Give back the full listing verbatim, apart from its images.

+++ Recorded information

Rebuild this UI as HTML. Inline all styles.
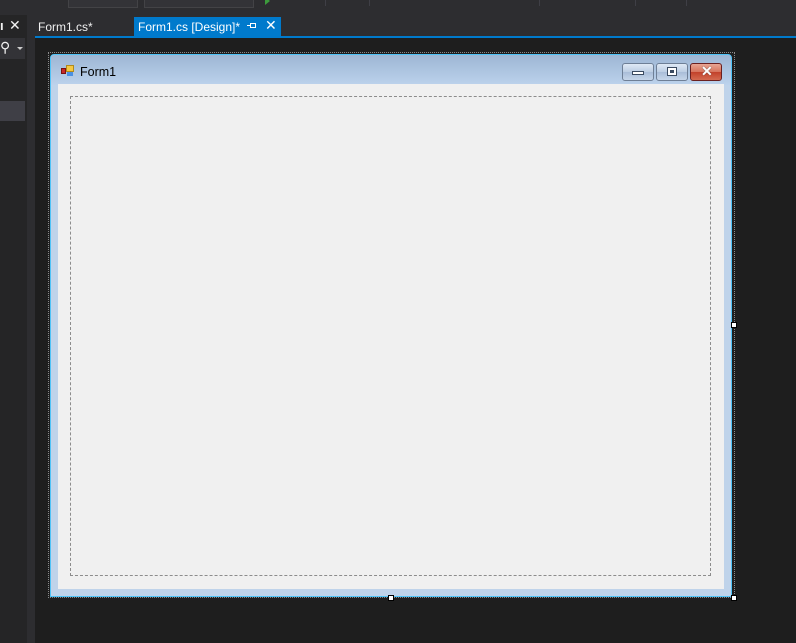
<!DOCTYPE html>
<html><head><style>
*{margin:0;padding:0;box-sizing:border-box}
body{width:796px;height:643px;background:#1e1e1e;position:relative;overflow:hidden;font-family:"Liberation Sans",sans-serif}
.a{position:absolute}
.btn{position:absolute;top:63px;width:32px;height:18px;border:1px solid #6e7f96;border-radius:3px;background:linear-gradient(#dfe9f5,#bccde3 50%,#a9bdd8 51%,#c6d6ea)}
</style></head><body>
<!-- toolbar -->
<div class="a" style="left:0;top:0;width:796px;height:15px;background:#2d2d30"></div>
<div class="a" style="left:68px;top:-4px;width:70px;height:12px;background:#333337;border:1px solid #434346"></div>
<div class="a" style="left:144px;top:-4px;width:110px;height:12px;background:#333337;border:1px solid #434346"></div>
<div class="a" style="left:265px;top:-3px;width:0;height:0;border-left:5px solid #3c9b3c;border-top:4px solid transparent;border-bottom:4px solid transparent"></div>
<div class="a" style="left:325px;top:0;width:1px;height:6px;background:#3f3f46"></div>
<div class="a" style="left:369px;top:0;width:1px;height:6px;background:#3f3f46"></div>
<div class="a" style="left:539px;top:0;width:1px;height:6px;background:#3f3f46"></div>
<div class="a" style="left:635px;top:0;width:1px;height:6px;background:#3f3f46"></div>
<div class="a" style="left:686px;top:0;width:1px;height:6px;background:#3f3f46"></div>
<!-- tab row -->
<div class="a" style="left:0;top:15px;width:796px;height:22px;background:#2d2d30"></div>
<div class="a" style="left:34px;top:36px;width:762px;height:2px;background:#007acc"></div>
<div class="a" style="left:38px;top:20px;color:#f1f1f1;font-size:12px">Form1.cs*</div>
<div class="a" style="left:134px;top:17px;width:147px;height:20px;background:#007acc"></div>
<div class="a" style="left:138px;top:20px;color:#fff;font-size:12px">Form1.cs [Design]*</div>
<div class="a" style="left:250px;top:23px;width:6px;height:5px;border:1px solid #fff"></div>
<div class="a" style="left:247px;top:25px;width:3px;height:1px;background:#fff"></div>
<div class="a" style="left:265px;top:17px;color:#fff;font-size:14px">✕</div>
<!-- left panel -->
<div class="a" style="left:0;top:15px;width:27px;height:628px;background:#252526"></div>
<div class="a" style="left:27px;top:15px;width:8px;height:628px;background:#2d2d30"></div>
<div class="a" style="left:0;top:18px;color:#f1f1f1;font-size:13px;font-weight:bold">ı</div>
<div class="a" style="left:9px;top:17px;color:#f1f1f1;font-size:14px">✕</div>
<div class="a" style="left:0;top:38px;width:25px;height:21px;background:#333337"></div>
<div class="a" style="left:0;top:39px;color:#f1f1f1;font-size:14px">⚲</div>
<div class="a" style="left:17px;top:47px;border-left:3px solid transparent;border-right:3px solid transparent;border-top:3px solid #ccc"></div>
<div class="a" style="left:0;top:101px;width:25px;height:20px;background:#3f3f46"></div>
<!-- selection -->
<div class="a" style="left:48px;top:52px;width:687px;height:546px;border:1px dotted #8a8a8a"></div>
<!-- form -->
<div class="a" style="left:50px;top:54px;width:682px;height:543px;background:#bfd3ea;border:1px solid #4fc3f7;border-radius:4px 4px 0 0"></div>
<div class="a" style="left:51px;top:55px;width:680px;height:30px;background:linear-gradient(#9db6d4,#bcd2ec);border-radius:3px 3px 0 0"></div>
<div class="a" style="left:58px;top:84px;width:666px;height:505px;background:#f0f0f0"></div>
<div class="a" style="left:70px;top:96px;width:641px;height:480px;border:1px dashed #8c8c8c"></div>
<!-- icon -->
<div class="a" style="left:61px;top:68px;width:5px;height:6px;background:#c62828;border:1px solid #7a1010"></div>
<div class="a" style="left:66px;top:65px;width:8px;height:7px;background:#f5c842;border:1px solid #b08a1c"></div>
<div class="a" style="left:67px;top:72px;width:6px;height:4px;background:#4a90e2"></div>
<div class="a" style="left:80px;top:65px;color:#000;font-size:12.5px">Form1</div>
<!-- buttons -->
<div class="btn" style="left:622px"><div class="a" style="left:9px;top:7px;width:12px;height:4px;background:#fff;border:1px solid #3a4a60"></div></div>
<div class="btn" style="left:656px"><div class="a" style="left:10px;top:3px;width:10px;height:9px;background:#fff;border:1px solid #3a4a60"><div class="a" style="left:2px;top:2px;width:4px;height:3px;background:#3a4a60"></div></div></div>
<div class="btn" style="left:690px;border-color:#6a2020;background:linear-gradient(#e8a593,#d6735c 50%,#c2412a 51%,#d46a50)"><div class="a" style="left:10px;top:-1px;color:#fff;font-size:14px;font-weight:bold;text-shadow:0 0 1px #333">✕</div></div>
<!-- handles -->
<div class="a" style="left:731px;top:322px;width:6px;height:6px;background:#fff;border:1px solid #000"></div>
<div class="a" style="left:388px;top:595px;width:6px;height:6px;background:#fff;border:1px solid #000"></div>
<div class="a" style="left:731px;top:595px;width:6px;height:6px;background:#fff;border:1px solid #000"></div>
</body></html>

++++++

▶ **Task output**
Rebuild this UI as HTML. Inline all styles.
<!DOCTYPE html>
<html><head><style>
*{margin:0;padding:0;box-sizing:border-box}
body{width:796px;height:643px;background:#1e1e1e;position:relative;overflow:hidden;font-family:"Liberation Sans",sans-serif}
.a{position:absolute}
.btn{position:absolute;top:63px;width:32px;height:18px;border:1px solid #6e7f96;border-radius:3px;background:linear-gradient(#dfe9f5,#bccde3 50%,#a9bdd8 51%,#c6d6ea)}
</style></head><body>
<!-- toolbar -->
<div class="a" style="left:0;top:0;width:796px;height:15px;background:#2d2d30"></div>
<div class="a" style="left:68px;top:-4px;width:70px;height:12px;background:#333337;border:1px solid #434346"></div>
<div class="a" style="left:144px;top:-4px;width:110px;height:12px;background:#333337;border:1px solid #434346"></div>
<div class="a" style="left:265px;top:-3px;width:0;height:0;border-left:5px solid #3c9b3c;border-top:4px solid transparent;border-bottom:4px solid transparent"></div>
<div class="a" style="left:325px;top:0;width:1px;height:6px;background:#3f3f46"></div>
<div class="a" style="left:369px;top:0;width:1px;height:6px;background:#3f3f46"></div>
<div class="a" style="left:539px;top:0;width:1px;height:6px;background:#3f3f46"></div>
<div class="a" style="left:635px;top:0;width:1px;height:6px;background:#3f3f46"></div>
<div class="a" style="left:686px;top:0;width:1px;height:6px;background:#3f3f46"></div>
<!-- tab row -->
<div class="a" style="left:0;top:15px;width:796px;height:22px;background:#2d2d30"></div>
<div class="a" style="left:34px;top:36px;width:762px;height:2px;background:#007acc"></div>
<div class="a" style="left:38px;top:20px;color:#f1f1f1;font-size:12px">Form1.cs*</div>
<div class="a" style="left:134px;top:17px;width:147px;height:20px;background:#007acc"></div>
<div class="a" style="left:138px;top:20px;color:#fff;font-size:12px">Form1.cs [Design]*</div>
<div class="a" style="left:250px;top:23px;width:6px;height:5px;border:1px solid #fff"></div>
<div class="a" style="left:247px;top:25px;width:3px;height:1px;background:#fff"></div>
<div class="a" style="left:265px;top:17px;color:#fff;font-size:14px">✕</div>
<!-- left panel -->
<div class="a" style="left:0;top:15px;width:27px;height:628px;background:#252526"></div>
<div class="a" style="left:27px;top:15px;width:8px;height:628px;background:#2d2d30"></div>
<div class="a" style="left:0;top:18px;color:#f1f1f1;font-size:13px;font-weight:bold">ı</div>
<div class="a" style="left:9px;top:17px;color:#f1f1f1;font-size:14px">✕</div>
<div class="a" style="left:0;top:38px;width:25px;height:21px;background:#333337"></div>
<div class="a" style="left:0;top:39px;color:#f1f1f1;font-size:14px">⚲</div>
<div class="a" style="left:17px;top:47px;border-left:3px solid transparent;border-right:3px solid transparent;border-top:3px solid #ccc"></div>
<div class="a" style="left:0;top:101px;width:25px;height:20px;background:#3f3f46"></div>
<!-- selection -->
<div class="a" style="left:48px;top:52px;width:687px;height:546px;border:1px dotted #8a8a8a"></div>
<!-- form -->
<div class="a" style="left:50px;top:54px;width:682px;height:543px;background:#bfd3ea;border:1px solid #4fc3f7;border-radius:4px 4px 0 0"></div>
<div class="a" style="left:51px;top:55px;width:680px;height:30px;background:linear-gradient(#9db6d4,#bcd2ec);border-radius:3px 3px 0 0"></div>
<div class="a" style="left:58px;top:84px;width:666px;height:505px;background:#f0f0f0"></div>
<div class="a" style="left:70px;top:96px;width:641px;height:480px;border:1px dashed #8c8c8c"></div>
<!-- icon -->
<div class="a" style="left:61px;top:68px;width:5px;height:6px;background:#c62828;border:1px solid #7a1010"></div>
<div class="a" style="left:66px;top:65px;width:8px;height:7px;background:#f5c842;border:1px solid #b08a1c"></div>
<div class="a" style="left:67px;top:72px;width:6px;height:4px;background:#4a90e2"></div>
<div class="a" style="left:80px;top:65px;color:#000;font-size:12.5px">Form1</div>
<!-- buttons -->
<div class="btn" style="left:622px"><div class="a" style="left:9px;top:7px;width:12px;height:4px;background:#fff;border:1px solid #3a4a60"></div></div>
<div class="btn" style="left:656px"><div class="a" style="left:10px;top:3px;width:10px;height:9px;background:#fff;border:1px solid #3a4a60"><div class="a" style="left:2px;top:2px;width:4px;height:3px;background:#3a4a60"></div></div></div>
<div class="btn" style="left:690px;border-color:#6a2020;background:linear-gradient(#e8a593,#d6735c 50%,#c2412a 51%,#d46a50)"><div class="a" style="left:10px;top:-1px;color:#fff;font-size:14px;font-weight:bold;text-shadow:0 0 1px #333">✕</div></div>
<!-- handles -->
<div class="a" style="left:731px;top:322px;width:6px;height:6px;background:#fff;border:1px solid #000"></div>
<div class="a" style="left:388px;top:595px;width:6px;height:6px;background:#fff;border:1px solid #000"></div>
<div class="a" style="left:731px;top:595px;width:6px;height:6px;background:#fff;border:1px solid #000"></div>
</body></html>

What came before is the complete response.